Remember, I’m all about:
- Buying undervalued – even if that undervaluation is slight and not mind-numbingly massive – companies at a discount, allowing them to normalize over time and harvesting capital gains and dividends in the meantime.
- If the company goes well beyond normalization and goes into overvaluation, I harvest gains and rotate my position into other undervalued stocks, repeating #1.
- If the company doesn’t go into overvaluation but hovers within a fair value, or goes back down to undervaluation, I buy more as time allows.
- I reinvest proceeds from dividends, savings from work, or other cash inflows as specified in #1.
Here are my criteria and how the company fulfills them (italicized).
- This company is overall qualitative.
- This company is fundamentally safe/conservative & well-run.
- This company pays a well-covered dividend.

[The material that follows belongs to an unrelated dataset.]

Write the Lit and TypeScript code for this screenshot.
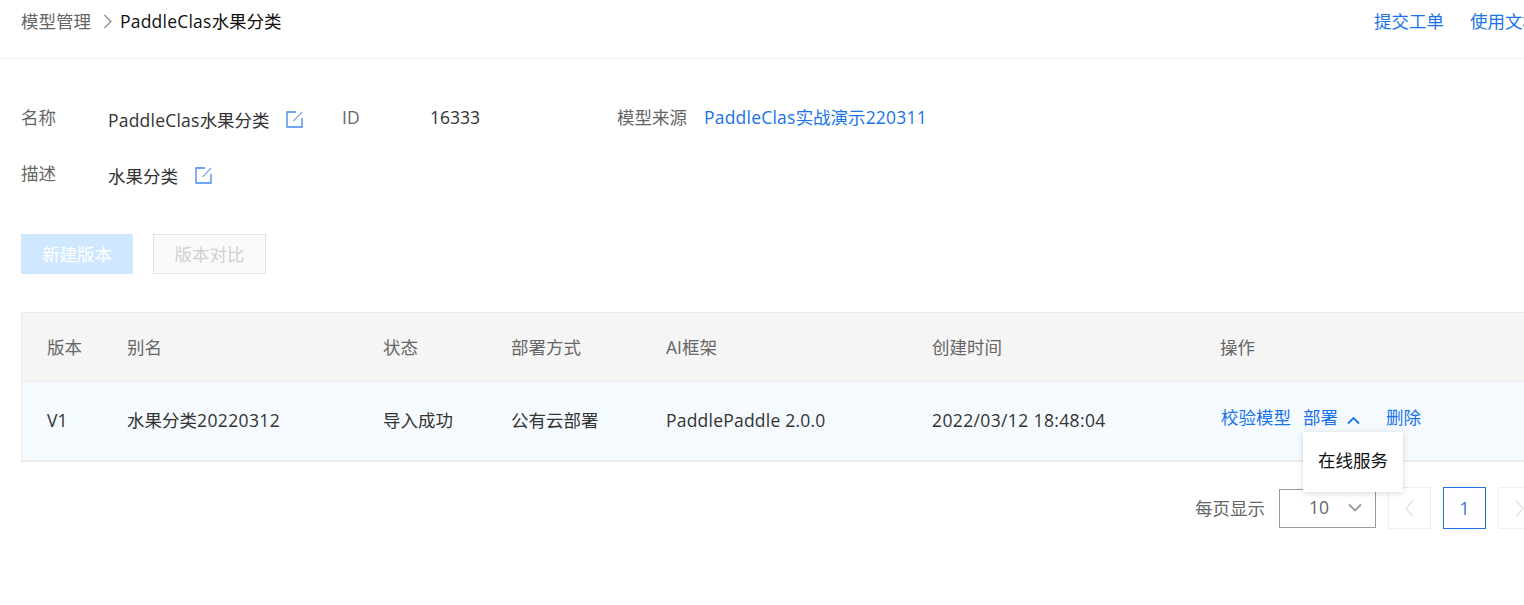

- This company is currently cheap.
- This company has a realistic upside that is high enough, based on earnings growth or multiple expansion/reversion.
The company is not cheap here. Not based on the forecasts that the company currently does have – but it’s still good enough, based on a €49/share price target, to constitute a “BUY” for me here.
Editor’s Note: This article discusses one or more securities that do not trade on a major U.S. exchange. Please be aware of the risks associated with these stocks.